12. Proof-of-Work Algorithm

  • Inputs:

    • 16-byte challenge (opaque, secret, server-generated).
    • 8-bit difficulty: number of required leading zero bits.
    • 8-bit ones: number of required XOR-passing bytes.
  • Valid solution:

    A nonce is considered valid if:

    • The 32-byte BLAKE2s digest of the ASCII decimal nonce (keyed with the challenge) has at least difficulty leading 0 bits.
    • At least ones out of the first 32 digest bytes satisfy: XOR with the challenge byte (modulo 16) contains more or equal to 6 ones (in binary)
  • Compute:

    For a given nonce:

    nonce_string = string(nonce)  # e.g., "12345"
    hash = BLAKE2s(nonce_string, key=challenge)
    

    Then verify:

    has_leading_zero_bits(hash, difficulty) == true
    AND
    has_xor_ones(hash, ones, challenge)     == true
    
  • Bit-Checking Logic:

    • Leading-zero bits are checked by verifying that:
      • The full zero bytes match.
      • The remaining prefix bits (if any) are zero via masking.
    • XOR byte-pair test passes if:
      • XOR of challenge[i % 16] and digest[i % 32] contains more or equal to 6 one-bits, where i is in range [0;31]
      • Repeat until ones such bytes are found (or fail early)

Example (Python):

import hashlib


def has_leading_zero_bits(h: bytes, difficulty: int) -> bool:
    """Check bit prefix requirements"""

    full_bytes: int = difficulty // 8
    remainder_bits: int = difficulty % 8

    if h[:full_bytes] != b"\x00" * full_bytes:
        return False

    if remainder_bits > 0:
        next_byte: int = h[full_bytes]
        mask: int = 0xFF << (8 - remainder_bits) & 0xFF

        if (next_byte & mask) != 0:
            return False

    return True


def count_ones(num: int) -> int:
    """Fast bit-counting using Hacker's Delight method"""
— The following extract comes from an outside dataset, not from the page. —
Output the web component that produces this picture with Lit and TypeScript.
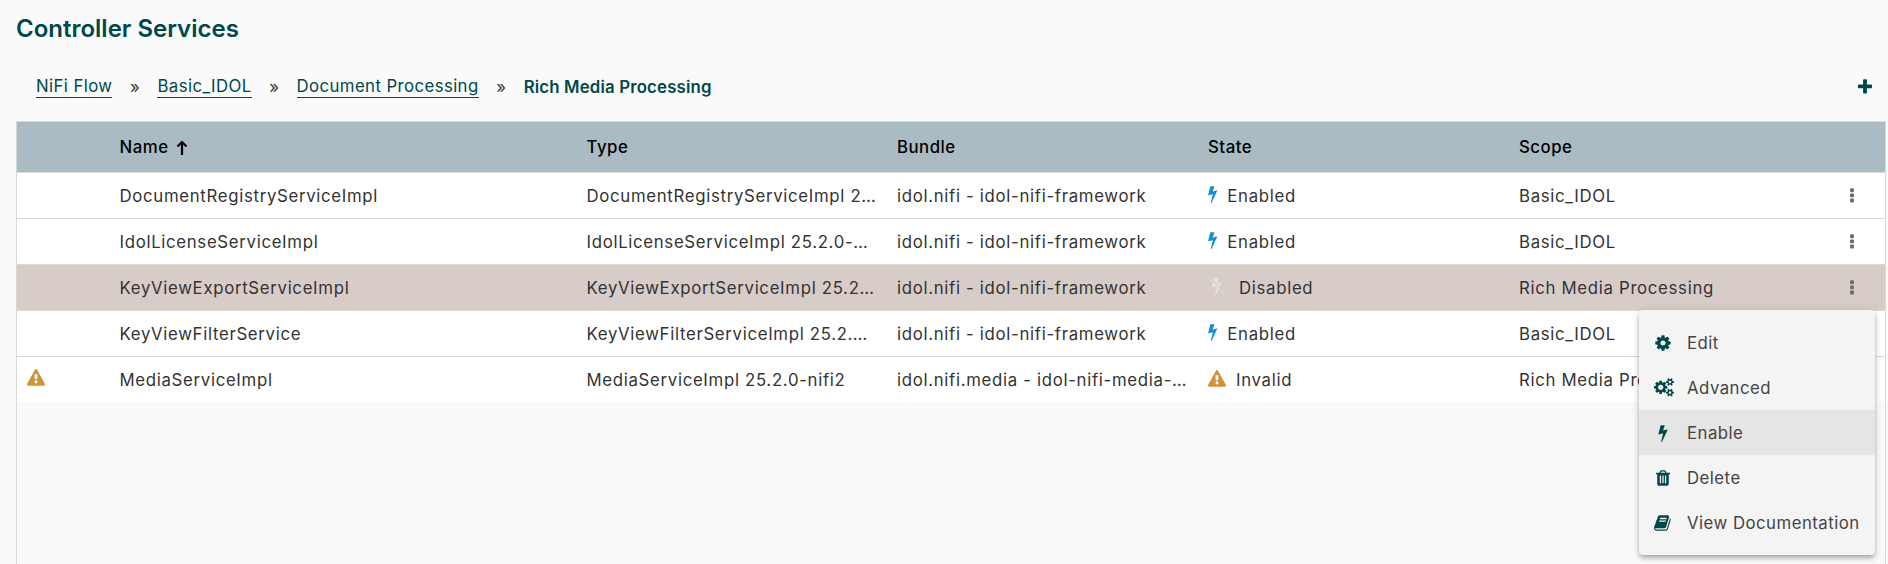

    num = (num - ((num >> 1) & 0x55)) & 0xFF
    num = ((num & 0x33) + ((num >> 2) & 0x33)) & 0xFF
    return (num + (num >> 4)) & 0x0F


def has_xor_ones(h: bytes, ones: int, challenge: bytes) -> bool:
    """Check XOR requirements"""

    ok_ones: int = 0

    for idx in range(32):
        if count_ones(challenge[idx % 16] ^ h[idx % 32]) >= 6:
            ok_ones += 1

        if ok_ones == ones:
            return True

    return False


def solve_pow(
    difficulty: int, ones: int, challenge: bytes, nonce: int = 0, batch: int = 2**64 - 1
) -> t.Tuple[int, bool]:
    """Solve proof of work"""

    for _ in range(batch):
        if nonce > 2**64 - 1:
            return nonce, False

        h: bytes = hashlib.blake2s(str(nonce).encode("ascii"), key=challenge).digest()

        if has_leading_zero_bits(h, difficulty) and has_xor_ones(h, ones, challenge):
            return nonce, True

        nonce += 1

    return nonce, False

13. Security Considerations

  • Replay Protection: Unique PoW nonces, time-bounded tokens.
  • Confidentiality & Integrity: TLS mandatory; BLAKE2s keyed hashing.
  • DoS Mitigation: Modern and dynamic PoW challenge; ping rate limits.
  • Strict Parsing: All length fields and value ranges are enforced exactly.
  • Authentication Failures: Explicit error codes for invalid keys or tokens.
  • Timeouts: 5s read/write socket timeouts to prevent stalling.
  • Version Pinning: Unknown protocol versions are rejected.
  • Domain Locking: Prevents race conditions during client registration.
  • Immutable Logs: No log mutation; entire stream SHOULD be read.
  • Silent Failure on Malformed Packets: Unless required, no responses.
  • One-time Use Nonces: Prevent precomputation or reuse.
  • Out-of-Band Trust Model: Secrets MUST be securely provisioned.